> **WRITTEN REQUEST**
Identify each line holding the string "this" and copy it.

> **STORED DATA**
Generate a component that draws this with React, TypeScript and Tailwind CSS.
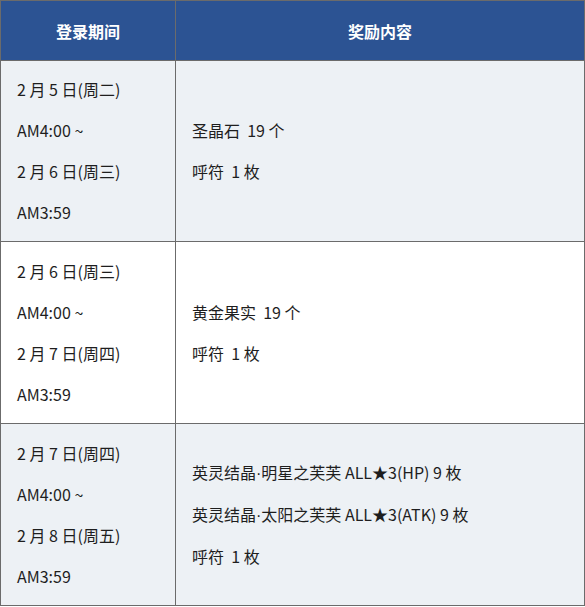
import React from "react";

const Dot = () => (
  <span style={{ fontFamily: '"Liberation Sans", sans-serif' }}>·</span>
);

const rows: { bg: string; h: string; left: string[]; right: React.ReactNode[] }[] = [
  {
    bg: "bg-[#edf1f5]",
    h: "h-[181px]",
    left: ["2 月 5 日(周二)", "AM4:00 ~", "2 月 6 日(周三)", "AM3:59"],
    right: ["圣晶石  19 个", "呼符  1 枚"],
  },
  {
    bg: "bg-white",
    h: "h-[182px]",
    left: ["2 月 6 日(周三)", "AM4:00 ~", "2 月 7 日(周四)", "AM3:59"],
    right: ["黄金果实  19 个", "呼符  1 枚"],
  },
  {
    bg: "bg-[#edf1f5]",
    h: "h-[182px]",
    left: ["2 月 7 日(周四)", "AM4:00 ~", "2 月 8 日(周五)", "AM3:59"],
    right: [
      <>英灵结晶<Dot />明星之芙芙 ALL★3(HP) 9 枚</>,
      <>英灵结晶<Dot />太阳之芙芙 ALL★3(ATK) 9 枚</>,
      "呼符  1 枚",
    ],
  },
];

export default function App() {
  return (
    <div
      className="w-[585px] h-[607px] bg-white text-[16px] text-[#1e1e1e]"
      style={{ fontFamily: '"Microsoft YaHei", "Noto Sans CJK SC", sans-serif' }}
    >
      <table className="w-[585px] border-collapse table-fixed">
        <colgroup>
          <col className="w-[175px]" />
          <col />
        </colgroup>
        <thead>
          <tr className="bg-[#2c5393] h-[60px]">
            <th className="border border-[#6b6b6b] text-white font-bold text-[16px] text-center">登录期间</th>
            <th className="border border-[#6b6b6b] text-white font-bold text-[16px] text-center">奖励内容</th>
          </tr>
        </thead>
        <tbody>
          {rows.map((r, i) => (
            <tr key={i} className={`${r.bg} ${r.h}`}>
              <td className="border border-[#6b6b6b] align-middle px-4 py-[8px]">
                {r.left.map((t, j) => (
                  <div key={j} className="leading-[41px] whitespace-pre">{t}</div>
                ))}
              </td>
              <td className="border border-[#6b6b6b] align-middle px-4 py-[8px]">
                {r.right.map((t, j) => (
                  <div key={j} className="leading-[41px] whitespace-pre">{t}</div>
                ))}
              </td>
            </tr>
          ))}
        </tbody>
      </table>
    </div>
  );
}
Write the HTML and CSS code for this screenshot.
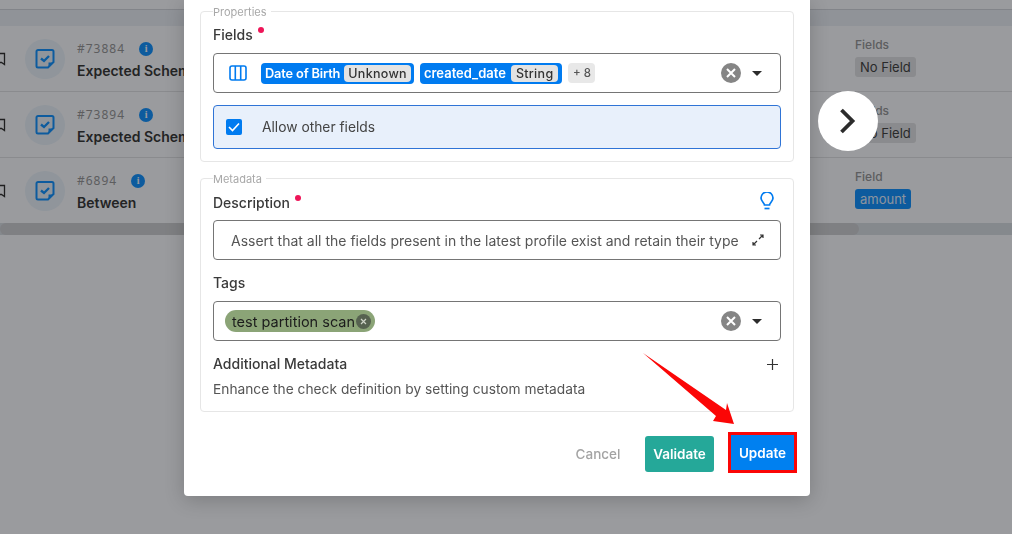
FILE: index.html
```html
<!DOCTYPE html>
<html lang="en">

<head>
    <meta charset="UTF-8">
    <meta name="viewport" content="width=device-width, initial-scale=1.0">
    <title>Edit Check</title>
    <link rel="stylesheet" href="styles.css">
</head>

<body>

    <!-- Page behind the dialog -->
    <div class="page">
        <div class="table-head"></div>
        <div class="row">
            <svg class="mark" width="6" height="14" viewBox="0 0 6 14"><path d="M-4 1.500h8.500v11l-3-2h-5.500" fill="none" stroke="#333" stroke-width="1.300"/></svg>
            <div class="check-icon">
                <svg width="20" height="20" viewBox="0 0 20 20"><path d="M3 1h14a1.500 1.500 0 0 1 1.500 1.500V13L13 18.500H3A1.500 1.500 0 0 1 1.500 17V2.500A1.500 1.500 0 0 1 3 1z" fill="none" stroke="#1496ff" stroke-width="2"/><path d="M13.500 18.500l5-5h-5z" fill="#1496ff"/><path d="M6 9.500l3 2.500 5-5" fill="none" stroke="#1496ff" stroke-width="2.300"/></svg>
            </div>
            <div class="check-main">
                <div class="check-id"><span>#73884</span><b class="info">i</b></div>
                <div class="check-name">Expected Schema</div>
            </div>
            <div class="check-field">
                <div class="field-label">Fields</div>
                <span class="chip">No Field</span>
            </div>
        </div>
        <div class="row">
            <svg class="mark" width="6" height="14" viewBox="0 0 6 14"><path d="M-4 1.500h8.500v11l-3-2h-5.500" fill="none" stroke="#333" stroke-width="1.300"/></svg>
            <div class="check-icon">
                <svg width="20" height="20" viewBox="0 0 20 20"><path d="M3 1h14a1.500 1.500 0 0 1 1.500 1.500V13L13 18.500H3A1.500 1.500 0 0 1 1.500 17V2.500A1.500 1.500 0 0 1 3 1z" fill="none" stroke="#1496ff" stroke-width="2"/><path d="M13.500 18.500l5-5h-5z" fill="#1496ff"/><path d="M6 9.500l3 2.500 5-5" fill="none" stroke="#1496ff" stroke-width="2.300"/></svg>
            </div>
            <div class="check-main">
                <div class="check-id"><span>#73894</span><b class="info">i</b></div>
                <div class="check-name">Expected Schema</div>
            </div>
            <div class="check-field">
                <div class="field-label">Fields</div>
                <span class="chip">No Field</span>
            </div>
        </div>
        <div class="row">
            <svg class="mark" width="6" height="14" viewBox="0 0 6 14"><path d="M-4 1.500h8.500v11l-3-2h-5.500" fill="none" stroke="#333" stroke-width="1.300"/></svg>
            <div class="check-icon">
                <svg width="20" height="20" viewBox="0 0 20 20"><path d="M3 1h14a1.500 1.500 0 0 1 1.500 1.500V13L13 18.500H3A1.500 1.500 0 0 1 1.500 17V2.500A1.500 1.500 0 0 1 3 1z" fill="none" stroke="#1496ff" stroke-width="2"/><path d="M13.500 18.500l5-5h-5z" fill="#1496ff"/><path d="M6 9.500l3 2.500 5-5" fill="none" stroke="#1496ff" stroke-width="2.300"/></svg>
            </div>
            <div class="check-main">
                <div class="check-id"><span>#6894</span><b class="info">i</b></div>
                <div class="check-name">Between</div>
            </div>
            <div class="check-field">
                <div class="field-label">Field</div>
                <span class="chip chip-blue">amount</span>
            </div>
        </div>
        <div class="scroll-track"><div class="scroll-thumb"></div></div>
    </div>

    <div class="backdrop"></div>

    <!-- Dialog -->
    <div class="overlay">
        <div class="modal">
            <fieldset class="group">
                <legend>Properties</legend>
                <div class="label">Fields<i class="required"></i></div>
                <div class="box">
                    <svg class="columns-icon" width="18" height="16" viewBox="0 0 18 16"><rect x="1" y="1" width="16" height="14" rx="2" fill="none" stroke="#007bf0" stroke-width="1.600"/><path d="M6.300 1v14M11.700 1v14" stroke="#007bf0" stroke-width="1.600"/></svg>
                    <span class="field-tag tag-dob">Date of Birth<em>Unknown</em></span>
                    <span class="field-tag tag-created">created_date<em>String</em></span>
                    <span class="more">+ 8</span>
                    <span class="spacer"></span>
                    <span class="clear"><svg width="10" height="10" viewBox="0 0 10 10"><path d="M1 1l8 8M9 1l-8 8" stroke="#fff" stroke-width="2"/></svg></span>
                    <span class="caret"></span>
                </div>
                <label class="allow">
                    <span class="tick"><svg width="12" height="10" viewBox="0 0 12 10"><path d="M1 5l3.500 3.500L11 1.500" fill="none" stroke="#fff" stroke-width="1.600"/></svg></span>
                    Allow other fields
                </label>
            </fieldset>

            <fieldset class="group group-meta">
                <legend>Metadata</legend>
                <div class="label-row label-desc">
                    <div class="label">Description<i class="required"></i></div>
                    <svg class="bulb" width="16" height="18" viewBox="0 0 16 18"><path d="M5.500 13c0-2-3.500-3.500-3.500-7a6 6 0 0 1 12 0c0 3.500-3.500 5-3.500 7z" fill="none" stroke="#007bf0" stroke-width="1.700"/><path d="M5.500 16.500h5" stroke="#007bf0" stroke-width="1.700"/></svg>
                </div>
                <div class="box box-text">
                    <span class="desc">Assert that all the fields present in the latest profile exist and retain their type</span>
                    <svg width="12" height="12" viewBox="0 0 12 12"><path d="M7 5l4-4M8 1h3v3M5 7l-4 4M1 8v3h3" fill="none" stroke="#333" stroke-width="1.200"/></svg>
                </div>
                <div class="label label-tags">Tags</div>
                <div class="box box-tags">
                    <span class="tag">test partition scan<span class="tag-x"><svg width="7" height="7" viewBox="0 0 7 7"><path d="M1 1l5 5M6 1L1 6" stroke="#cfd4c8" stroke-width="1.200"/></svg></span></span>
                    <span class="spacer"></span>
                    <span class="clear"><svg width="10" height="10" viewBox="0 0 10 10"><path d="M1 1l8 8M9 1l-8 8" stroke="#fff" stroke-width="2"/></svg></span>
                    <span class="caret"></span>
                </div>
                <div class="label-row label-extra">
                    <div class="label">Additional Metadata</div>
                    <svg class="plus" width="11" height="11" viewBox="0 0 11 11"><path d="M5.500 0v11M0 5.500h11" stroke="#333" stroke-width="1.200"/></svg>
                </div>
                <div class="hint">Enhance the check definition by setting custom metadata</div>
            </fieldset>

            <div class="actions">
                <button class="btn btn-cancel">Cancel</button>
                <button class="btn btn-validate">Validate</button>
                <button class="btn btn-update">Update</button>
            </div>
        </div>

        <button class="next">
            <svg width="18" height="26" viewBox="0 0 18 26"><path d="M2.500 2l11 11-11 11" fill="none" stroke="#2c2c2c" stroke-width="3.800"/></svg>
        </button>

        <!-- Annotation arrow -->
        <svg class="arrow" width="100" height="80" viewBox="0 0 100 80"><polygon points="0,0 83,57 84,50 91,71 70,68 73,63" fill="#fb0606"/></svg>
    </div>

</body>

</html>
```

FILE: styles.css
```css
* {
    box-sizing: border-box;
}

html,
body {
    height: 100%;
}

body {
    font-family: Inter, "Liberation Sans", sans-serif;
    margin: 0;
    overflow: hidden;
    background-color: #fff;
    color: #2c2c2c;
}

/* page behind the dialog */
.page {
    height: 534px;
    padding-top: 9px;
    background: #fff;
}

.table-head {
    height: 17px;
    border-top: 1px solid #d8dadd;
    background: #eef2f6;
}

.row {
    height: 66px;
    display: flex;
    align-items: center;
    border-bottom: 1px solid #e5e5e5;
    background: #fff;
}

.row:nth-child(4) {
    height: 65px;
    border-bottom: none;
}

.mark {
    width: 6px;
    flex-shrink: 0;
}

.check-icon {
    width: 40px;
    height: 40px;
    margin-left: 19px;
    border-radius: 50%;
    background: #eef6fb;
    display: flex;
    align-items: center;
    justify-content: center;
}

.check-main {
    margin-left: 12px;
    width: 778px;
}

.check-id {
    display: flex;
    align-items: center;
    gap: 14px;
    font-size: 12px;
    letter-spacing: 1px;
    color: #999;
    font-family: "Noto Sans", sans-serif;
    margin-top: 2px;
}

.info {
    width: 14px;
    height: 14px;
    border-radius: 50%;
    background: #1496ff;
    color: #fff;
    font-size: 10px;
    line-height: 14px;
    text-align: center;
    letter-spacing: 0;
    font-family: "Liberation Serif", serif;
}

.check-name {
    margin-top: 5px;
    font-size: 14px;
    font-weight: 600;
    color: #3a3a3a;
}

.check-field {
    display: flex;
    flex-direction: column;
    align-items: flex-start;
    gap: 5px;
    margin-bottom: 3px;
}

.field-label {
    font-size: 12px;
    color: #999;
    font-weight: 500;
}

.chip {
    padding: 0 5px;
    height: 20px;
    line-height: 20px;
    border-radius: 3px;
    background: #e5e5e5;
    color: #444;
    font-size: 13px;
}

.chip-blue {
    background: #1496ff;
    color: #e6f2ff;
}

.scroll-track {
    height: 12px;
    background: #dde1e4;
}

.scroll-thumb {
    width: 859px;
    height: 12px;
    border-radius: 6px;
    background: #d2d2d4;
}

/* dialog */
.backdrop {
    position: fixed;
    inset: 0;
    background: rgb(154, 155, 158);
    mix-blend-mode: multiply;
}

.overlay {
    position: fixed;
    inset: 0;
}

.modal {
    width: 626px;
    height: 496px;
    margin-left: 184px;
    padding: 4px 16px 0;
    background: #fff;
    border-radius: 0 0 4px 4px;
    box-shadow: 0 4px 20px rgba(0, 0, 0, 0.2);
}

.group {
    height: 158px;
    margin: 0 0 9px;
    padding: 0 12px;
    border: 1px solid #e6e6e6;
    border-radius: 4px;
}

.group-meta {
    height: 241px;
    margin-bottom: 0;
}

legend {
    padding: 2px 4px 0 0;
    margin-left: 0;
    font-size: 11px;
    line-height: 13px;
    color: #a8a8a8;
}

.label {
    font-size: 14px;
    font-weight: 500;
    line-height: 18px;
    color: #3a3a3a;
    margin-top: 7px;
    position: relative;
    width: fit-content;
}

.required {
    position: absolute;
    top: 1px;
    right: -11px;
    width: 6px;
    height: 6px;
    border-radius: 50%;
    background: #ee1558;
}

.box {
    height: 40px;
    margin-top: 9px;
    padding: 0 18px 0 15px;
    border: 1px solid #757575;
    border-radius: 4px;
    display: flex;
    align-items: center;
    gap: 6px;
}

.columns-icon {
    margin-right: 8px;
}

.field-tag {
    display: flex;
    align-items: center;
    gap: 4px;
    height: 21px;
    padding: 0 3px 0 4px;
    border-radius: 4px;
    background: #007bf0;
    color: #fff;
    font-size: 12.800px;
    font-weight: 600;
    white-space: nowrap;
}

.tag-dob {
    letter-spacing: -0.15px;
}

.tag-created {
    gap: 5px;
    padding-right: 4px;
    font-size: 13px;
}

.field-tag em {
    font-style: normal;
    font-weight: 500;
    height: 17px;
    line-height: 17px;
    padding: 0 4px;
    border-radius: 4px;
    background: #e3e3e3;
    color: #333;
    font-size: 12.500px;
    letter-spacing: 0.3px;
}

.tag-created em {
    padding: 0 5px;
}

.more {
    height: 20px;
    line-height: 20px;
    padding: 0 4.500px;
    border-radius: 4px;
    background: #e8e8e8;
    color: #555;
    font-size: 11.500px;
    font-weight: 500;
}

.spacer {
    flex: 1;
}

.clear {
    width: 20px;
    height: 20px;
    border-radius: 50%;
    background: #858585;
    display: flex;
    align-items: center;
    justify-content: center;
    margin-right: 5px;
}

.caret {
    width: 0;
    height: 0;
    border-left: 5px solid transparent;
    border-right: 5px solid transparent;
    border-top: 5px solid #2c2c2c;
}

.allow {
    height: 44px;
    margin-top: 12px;
    padding-left: 12px;
    display: flex;
    align-items: center;
    gap: 20px;
    background: #e8f0fb;
    border: 1px solid #2f74d6;
    border-radius: 4px;
    font-size: 13.800px;
    color: #444;
}

.tick {
    width: 16px;
    height: 16px;
    border-radius: 2px;
    background: #007bf0;
    display: flex;
    align-items: center;
    justify-content: center;
}

.label-row {
    display: flex;
    justify-content: space-between;
    align-items: center;
    padding-right: 5px;
}

.label-row .label {
    margin-top: 0;
}

.label-desc {
    margin-top: 8px;
}

.bulb {
    margin-top: -4px;
    margin-right: 1px;
}

.box-text {
    margin-top: 8px;
    padding: 0 16px 0 17px;
    justify-content: space-between;
}

.desc {
    font-size: 14px;
    color: #555;
    white-space: nowrap;
}

.label-tags {
    margin-top: 14px;
}

.box-tags {
    padding-left: 11px;
}

.tag {
    display: flex;
    align-items: center;
    gap: 1px;
    height: 22px;
    padding: 0 4px 0 7px;
    border-radius: 11px;
    background: #8ba477;
    color: #1c1c1c;
    font-size: 14.500px;
    white-space: nowrap;
}

.tag-x {
    width: 15px;
    height: 15px;
    border-radius: 50%;
    background: #566250;
    display: flex;
    align-items: center;
    justify-content: center;
}

.label-extra {
    margin-top: 14px;
    padding-right: 3px;
}

.hint {
    margin-top: 8px;
    font-size: 13.750px;
    color: #555;
}

.actions {
    margin-top: 20px;
    display: flex;
    justify-content: flex-end;
    align-items: flex-end;
    gap: 24px;
}

.btn {
    height: 36px;
    width: 69px;
    margin-bottom: 1px;
    border: none;
    border-radius: 3px;
    font-family: inherit;
    font-size: 13.500px;
    font-weight: 600;
    color: #fff;
    padding: 0;
}

.btn-cancel {
    width: 46px;
    background: none;
    color: #a3a3a3;
    font-weight: 500;
}

.btn-validate {
    background: #25a899;
}

.btn-update {
    width: 69px;
    height: 41px;
    margin: 0 -3px 0 -10px;
    padding-top: 1px;
    border: 3px solid #fb0606;
    border-radius: 0;
    background: #0080f0;
}

.next {
    position: absolute;
    left: 818px;
    top: 91px;
    width: 60px;
    height: 60px;
    border: none;
    border-radius: 50%;
    background: #fff;
    display: flex;
    align-items: center;
    justify-content: center;
    padding: 0;
}

.arrow {
    position: absolute;
    left: 643px;
    top: 353px;
}
```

> **EXERCISE RESULT**
Generate a component that draws this with React, TypeScript and Tailwind CSS.
Write the HTML and CSS code for this screenshot.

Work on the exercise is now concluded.